++++ Source material

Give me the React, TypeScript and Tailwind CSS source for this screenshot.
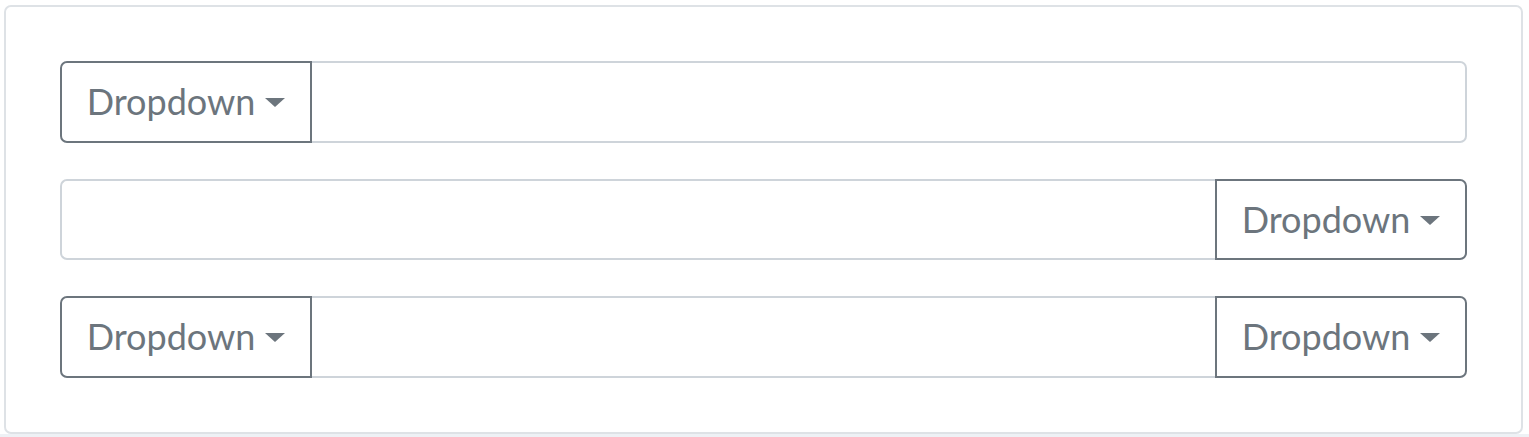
function Caret() {
    return <span className="inline-block w-0 h-0 border-t-[9px] border-t-[#6c757d] border-x-[10px] border-x-transparent ml-[10px] mt-[1px]" />;
}

function DropdownButton({ side }: { side: 'left' | 'right' }) {
    const rounded = side === 'left' ? 'rounded-l-[7px]' : 'rounded-r-[7px]';
    return (
        <button className={`flex items-center justify-center w-[252px] h-full shrink-0 border-2 border-[#6c757d] bg-white text-[#6c757d] text-[36px] leading-none font-['Lato',sans-serif] ${rounded}`}>
            <span className="pb-[2px]">Dropdown</span>
            <Caret />
        </button>
    );
}

function Row({ left, right }: { left?: boolean; right?: boolean }) {
    const inputRound = `${left ? '' : 'rounded-l-[7px] border-l-2'} ${right ? '' : 'rounded-r-[7px] border-r-2'}`;
    return (
        <div className="flex h-[82px]">
            {left && <DropdownButton side="left" />}
            <input type="text" className={`flex-1 min-w-0 h-full border-y-2 border-[#ced4da] bg-white outline-none ${inputRound}`} />
            {right && <DropdownButton side="right" />}
        </div>
    );
}

export default function App() {
    return (
        <div className="w-[1529px] h-[437px] bg-white flex flex-col">
            <div className="pt-[5px] pl-[4px] pr-[6px]">
                <div className="h-[429px] border-2 border-[#dee2e6] rounded-[7px] bg-white p-[54px] flex flex-col gap-[36px]">
                    <Row left />
                    <Row right />
                    <Row left right />
                </div>
            </div>
            <div className="flex-1 bg-[#eef1f5]" />
        </div>
    );
}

++++++++

Task details – Give the data again exactly as written, with all pictures left out.

Full response –
Give me the React, TypeScript and Tailwind CSS source for this screenshot.
function Caret() {
    return <span className="inline-block w-0 h-0 border-t-[9px] border-t-[#6c757d] border-x-[10px] border-x-transparent ml-[10px] mt-[1px]" />;
}

function DropdownButton({ side }: { side: 'left' | 'right' }) {
    const rounded = side === 'left' ? 'rounded-l-[7px]' : 'rounded-r-[7px]';
    return (
        <button className={`flex items-center justify-center w-[252px] h-full shrink-0 border-2 border-[#6c757d] bg-white text-[#6c757d] text-[36px] leading-none font-['Lato',sans-serif] ${rounded}`}>
            <span className="pb-[2px]">Dropdown</span>
            <Caret />
        </button>
    );
}

function Row({ left, right }: { left?: boolean; right?: boolean }) {
    const inputRound = `${left ? '' : 'rounded-l-[7px] border-l-2'} ${right ? '' : 'rounded-r-[7px] border-r-2'}`;
    return (
        <div className="flex h-[82px]">
            {left && <DropdownButton side="left" />}
            <input type="text" className={`flex-1 min-w-0 h-full border-y-2 border-[#ced4da] bg-white outline-none ${inputRound}`} />
            {right && <DropdownButton side="right" />}
        </div>
    );
}

export default function App() {
    return (
        <div className="w-[1529px] h-[437px] bg-white flex flex-col">
            <div className="pt-[5px] pl-[4px] pr-[6px]">
                <div className="h-[429px] border-2 border-[#dee2e6] rounded-[7px] bg-white p-[54px] flex flex-col gap-[36px]">
                    <Row left />
                    <Row right />
                    <Row left right />
                </div>
            </div>
            <div className="flex-1 bg-[#eef1f5]" />
        </div>
    );
}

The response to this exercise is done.